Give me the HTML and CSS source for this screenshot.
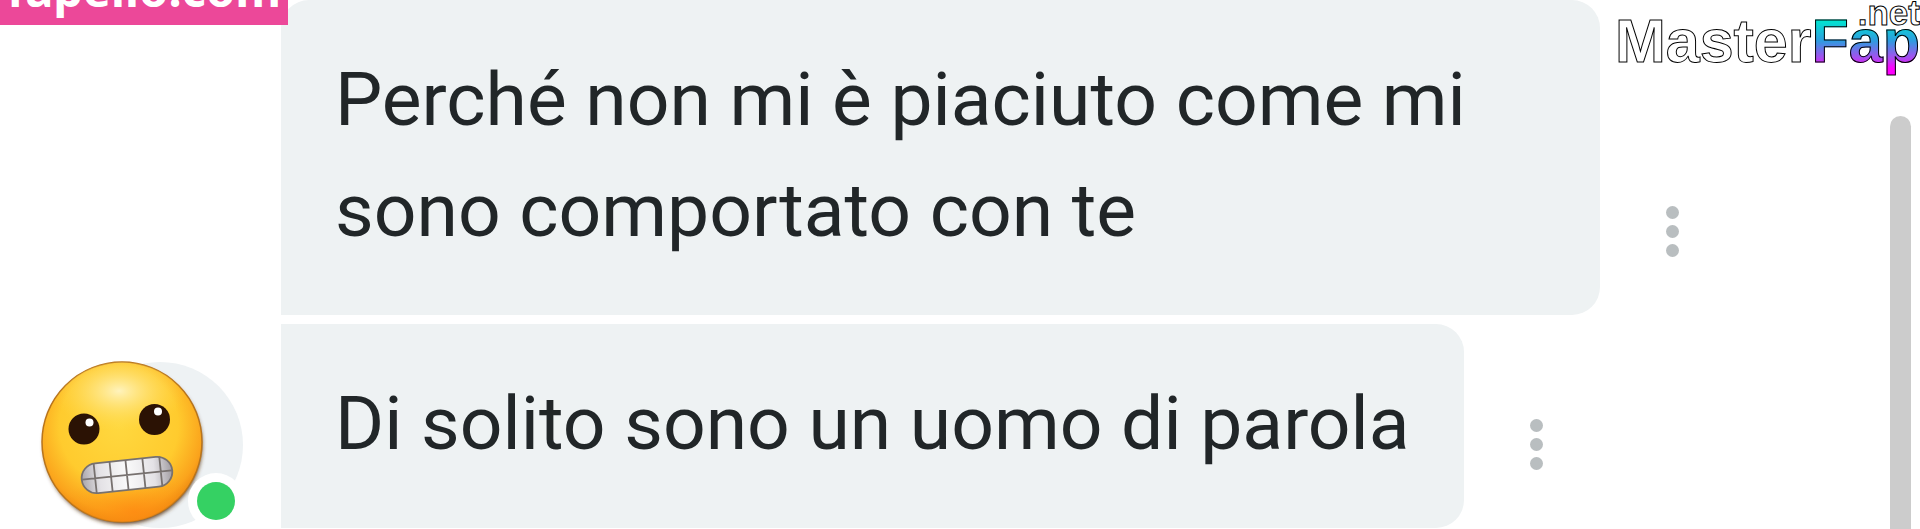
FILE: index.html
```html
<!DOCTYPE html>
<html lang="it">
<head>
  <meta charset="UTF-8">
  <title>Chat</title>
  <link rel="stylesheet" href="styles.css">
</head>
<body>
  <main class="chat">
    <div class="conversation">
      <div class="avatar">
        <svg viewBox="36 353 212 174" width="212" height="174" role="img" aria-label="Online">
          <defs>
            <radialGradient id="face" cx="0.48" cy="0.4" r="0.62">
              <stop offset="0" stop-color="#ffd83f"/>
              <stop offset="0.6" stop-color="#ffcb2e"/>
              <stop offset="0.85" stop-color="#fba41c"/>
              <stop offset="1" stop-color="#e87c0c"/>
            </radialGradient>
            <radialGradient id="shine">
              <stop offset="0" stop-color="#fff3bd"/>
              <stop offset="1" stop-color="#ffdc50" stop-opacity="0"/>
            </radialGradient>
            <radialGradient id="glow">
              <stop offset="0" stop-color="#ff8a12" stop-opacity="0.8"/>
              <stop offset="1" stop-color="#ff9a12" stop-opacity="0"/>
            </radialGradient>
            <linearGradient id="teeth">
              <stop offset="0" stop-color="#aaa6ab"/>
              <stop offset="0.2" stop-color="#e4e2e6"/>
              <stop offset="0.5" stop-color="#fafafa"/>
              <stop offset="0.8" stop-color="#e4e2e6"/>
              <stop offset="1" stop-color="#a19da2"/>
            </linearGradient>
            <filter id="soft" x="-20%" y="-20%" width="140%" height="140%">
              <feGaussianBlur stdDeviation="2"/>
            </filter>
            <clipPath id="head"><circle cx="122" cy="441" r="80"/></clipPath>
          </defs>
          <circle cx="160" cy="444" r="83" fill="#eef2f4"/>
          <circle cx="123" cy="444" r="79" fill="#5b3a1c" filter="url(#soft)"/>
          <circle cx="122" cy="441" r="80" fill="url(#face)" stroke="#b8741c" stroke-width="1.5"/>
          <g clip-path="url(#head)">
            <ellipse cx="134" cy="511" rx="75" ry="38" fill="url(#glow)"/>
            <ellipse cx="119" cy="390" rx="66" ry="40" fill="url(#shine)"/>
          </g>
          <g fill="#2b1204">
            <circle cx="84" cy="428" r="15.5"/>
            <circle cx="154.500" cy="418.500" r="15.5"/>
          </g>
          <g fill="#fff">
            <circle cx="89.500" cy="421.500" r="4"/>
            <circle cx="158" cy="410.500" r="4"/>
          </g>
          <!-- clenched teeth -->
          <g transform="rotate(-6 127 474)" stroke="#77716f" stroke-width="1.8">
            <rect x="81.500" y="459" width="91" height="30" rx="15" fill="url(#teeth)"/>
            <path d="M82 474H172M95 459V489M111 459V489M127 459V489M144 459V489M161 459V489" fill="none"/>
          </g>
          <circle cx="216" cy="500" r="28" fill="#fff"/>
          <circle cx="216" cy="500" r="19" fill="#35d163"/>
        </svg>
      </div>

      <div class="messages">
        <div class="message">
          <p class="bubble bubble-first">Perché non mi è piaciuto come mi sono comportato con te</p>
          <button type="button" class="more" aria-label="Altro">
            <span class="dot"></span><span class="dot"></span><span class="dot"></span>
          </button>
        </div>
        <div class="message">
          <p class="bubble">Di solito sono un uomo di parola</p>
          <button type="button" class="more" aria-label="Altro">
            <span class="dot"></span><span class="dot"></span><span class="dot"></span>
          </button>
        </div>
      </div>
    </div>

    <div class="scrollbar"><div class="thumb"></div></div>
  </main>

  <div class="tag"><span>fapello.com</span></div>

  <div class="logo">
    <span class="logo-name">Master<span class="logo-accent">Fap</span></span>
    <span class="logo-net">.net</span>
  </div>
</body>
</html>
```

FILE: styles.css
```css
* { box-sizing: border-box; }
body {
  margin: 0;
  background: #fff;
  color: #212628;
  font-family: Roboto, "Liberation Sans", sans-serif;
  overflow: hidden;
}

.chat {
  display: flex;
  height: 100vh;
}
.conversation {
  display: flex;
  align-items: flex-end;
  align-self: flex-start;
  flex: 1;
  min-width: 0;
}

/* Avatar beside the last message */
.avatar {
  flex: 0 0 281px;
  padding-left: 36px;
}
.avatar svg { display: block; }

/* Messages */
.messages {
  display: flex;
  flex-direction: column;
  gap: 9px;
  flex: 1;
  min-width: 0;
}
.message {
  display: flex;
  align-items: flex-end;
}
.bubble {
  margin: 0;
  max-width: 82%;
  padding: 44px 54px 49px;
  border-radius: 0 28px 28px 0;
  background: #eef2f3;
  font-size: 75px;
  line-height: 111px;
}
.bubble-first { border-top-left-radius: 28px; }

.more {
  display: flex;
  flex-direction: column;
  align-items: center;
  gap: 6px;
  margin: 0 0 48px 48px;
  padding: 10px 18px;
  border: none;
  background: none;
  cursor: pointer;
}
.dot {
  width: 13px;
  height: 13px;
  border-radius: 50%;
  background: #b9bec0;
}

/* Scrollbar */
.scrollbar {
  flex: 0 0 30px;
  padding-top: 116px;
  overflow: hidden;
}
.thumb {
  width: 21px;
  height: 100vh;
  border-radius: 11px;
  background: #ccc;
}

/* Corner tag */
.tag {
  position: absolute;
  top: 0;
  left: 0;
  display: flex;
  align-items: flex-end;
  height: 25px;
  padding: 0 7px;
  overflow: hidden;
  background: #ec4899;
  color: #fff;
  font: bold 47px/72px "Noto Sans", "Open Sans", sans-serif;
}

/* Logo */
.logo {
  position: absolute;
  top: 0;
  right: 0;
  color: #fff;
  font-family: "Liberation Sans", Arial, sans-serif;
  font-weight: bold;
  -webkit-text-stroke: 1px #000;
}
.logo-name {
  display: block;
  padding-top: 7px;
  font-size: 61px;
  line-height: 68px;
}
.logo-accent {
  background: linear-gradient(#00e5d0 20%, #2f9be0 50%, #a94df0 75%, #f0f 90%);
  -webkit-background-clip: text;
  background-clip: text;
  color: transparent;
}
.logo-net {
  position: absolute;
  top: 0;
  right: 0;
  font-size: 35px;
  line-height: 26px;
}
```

********************

Pictures are excluded; output everything else in the data verbatim.

Give me the HTML and CSS source for this screenshot.
FILE: index.html
```html
<!DOCTYPE html>
<html lang="it">
<head>
  <meta charset="UTF-8">
  <title>Chat</title>
  <link rel="stylesheet" href="styles.css">
</head>
<body>
  <main class="chat">
    <div class="conversation">
      <div class="avatar">
        <svg viewBox="36 353 212 174" width="212" height="174" role="img" aria-label="Online">
          <defs>
            <radialGradient id="face" cx="0.48" cy="0.4" r="0.62">
              <stop offset="0" stop-color="#ffd83f"/>
              <stop offset="0.6" stop-color="#ffcb2e"/>
              <stop offset="0.85" stop-color="#fba41c"/>
              <stop offset="1" stop-color="#e87c0c"/>
            </radialGradient>
            <radialGradient id="shine">
              <stop offset="0" stop-color="#fff3bd"/>
              <stop offset="1" stop-color="#ffdc50" stop-opacity="0"/>
            </radialGradient>
            <radialGradient id="glow">
              <stop offset="0" stop-color="#ff8a12" stop-opacity="0.8"/>
              <stop offset="1" stop-color="#ff9a12" stop-opacity="0"/>
            </radialGradient>
            <linearGradient id="teeth">
              <stop offset="0" stop-color="#aaa6ab"/>
              <stop offset="0.2" stop-color="#e4e2e6"/>
              <stop offset="0.5" stop-color="#fafafa"/>
              <stop offset="0.8" stop-color="#e4e2e6"/>
              <stop offset="1" stop-color="#a19da2"/>
            </linearGradient>
            <filter id="soft" x="-20%" y="-20%" width="140%" height="140%">
              <feGaussianBlur stdDeviation="2"/>
            </filter>
            <clipPath id="head"><circle cx="122" cy="441" r="80"/></clipPath>
          </defs>
          <circle cx="160" cy="444" r="83" fill="#eef2f4"/>
          <circle cx="123" cy="444" r="79" fill="#5b3a1c" filter="url(#soft)"/>
          <circle cx="122" cy="441" r="80" fill="url(#face)" stroke="#b8741c" stroke-width="1.5"/>
          <g clip-path="url(#head)">
            <ellipse cx="134" cy="511" rx="75" ry="38" fill="url(#glow)"/>
            <ellipse cx="119" cy="390" rx="66" ry="40" fill="url(#shine)"/>
          </g>
          <g fill="#2b1204">
            <circle cx="84" cy="428" r="15.5"/>
            <circle cx="154.500" cy="418.500" r="15.5"/>
          </g>
          <g fill="#fff">
            <circle cx="89.500" cy="421.500" r="4"/>
            <circle cx="158" cy="410.500" r="4"/>
          </g>
          <!-- clenched teeth -->
          <g transform="rotate(-6 127 474)" stroke="#77716f" stroke-width="1.8">
            <rect x="81.500" y="459" width="91" height="30" rx="15" fill="url(#teeth)"/>
            <path d="M82 474H172M95 459V489M111 459V489M127 459V489M144 459V489M161 459V489" fill="none"/>
          </g>
          <circle cx="216" cy="500" r="28" fill="#fff"/>
          <circle cx="216" cy="500" r="19" fill="#35d163"/>
        </svg>
      </div>

      <div class="messages">
        <div class="message">
          <p class="bubble bubble-first">Perché non mi è piaciuto come mi sono comportato con te</p>
          <button type="button" class="more" aria-label="Altro">
            <span class="dot"></span><span class="dot"></span><span class="dot"></span>
          </button>
        </div>
        <div class="message">
          <p class="bubble">Di solito sono un uomo di parola</p>
          <button type="button" class="more" aria-label="Altro">
            <span class="dot"></span><span class="dot"></span><span class="dot"></span>
          </button>
        </div>
      </div>
    </div>

    <div class="scrollbar"><div class="thumb"></div></div>
  </main>

  <div class="tag"><span>fapello.com</span></div>

  <div class="logo">
    <span class="logo-name">Master<span class="logo-accent">Fap</span></span>
    <span class="logo-net">.net</span>
  </div>
</body>
</html>
```

FILE: styles.css
```css
* { box-sizing: border-box; }
body {
  margin: 0;
  background: #fff;
  color: #212628;
  font-family: Roboto, "Liberation Sans", sans-serif;
  overflow: hidden;
}

.chat {
  display: flex;
  height: 100vh;
}
.conversation {
  display: flex;
  align-items: flex-end;
  align-self: flex-start;
  flex: 1;
  min-width: 0;
}

/* Avatar beside the last message */
.avatar {
  flex: 0 0 281px;
  padding-left: 36px;
}
.avatar svg { display: block; }

/* Messages */
.messages {
  display: flex;
  flex-direction: column;
  gap: 9px;
  flex: 1;
  min-width: 0;
}
.message {
  display: flex;
  align-items: flex-end;
}
.bubble {
  margin: 0;
  max-width: 82%;
  padding: 44px 54px 49px;
  border-radius: 0 28px 28px 0;
  background: #eef2f3;
  font-size: 75px;
  line-height: 111px;
}
.bubble-first { border-top-left-radius: 28px; }

.more {
  display: flex;
  flex-direction: column;
  align-items: center;
  gap: 6px;
  margin: 0 0 48px 48px;
  padding: 10px 18px;
  border: none;
  background: none;
  cursor: pointer;
}
.dot {
  width: 13px;
  height: 13px;
  border-radius: 50%;
  background: #b9bec0;
}

/* Scrollbar */
.scrollbar {
  flex: 0 0 30px;
  padding-top: 116px;
  overflow: hidden;
}
.thumb {
  width: 21px;
  height: 100vh;
  border-radius: 11px;
  background: #ccc;
}

/* Corner tag */
.tag {
  position: absolute;
  top: 0;
  left: 0;
  display: flex;
  align-items: flex-end;
  height: 25px;
  padding: 0 7px;
  overflow: hidden;
  background: #ec4899;
  color: #fff;
  font: bold 47px/72px "Noto Sans", "Open Sans", sans-serif;
}

/* Logo */
.logo {
  position: absolute;
  top: 0;
  right: 0;
  color: #fff;
  font-family: "Liberation Sans", Arial, sans-serif;
  font-weight: bold;
  -webkit-text-stroke: 1px #000;
}
.logo-name {
  display: block;
  padding-top: 7px;
  font-size: 61px;
  line-height: 68px;
}
.logo-accent {
  background: linear-gradient(#00e5d0 20%, #2f9be0 50%, #a94df0 75%, #f0f 90%);
  -webkit-background-clip: text;
  background-clip: text;
  color: transparent;
}
.logo-net {
  position: absolute;
  top: 0;
  right: 0;
  font-size: 35px;
  line-height: 26px;
}
```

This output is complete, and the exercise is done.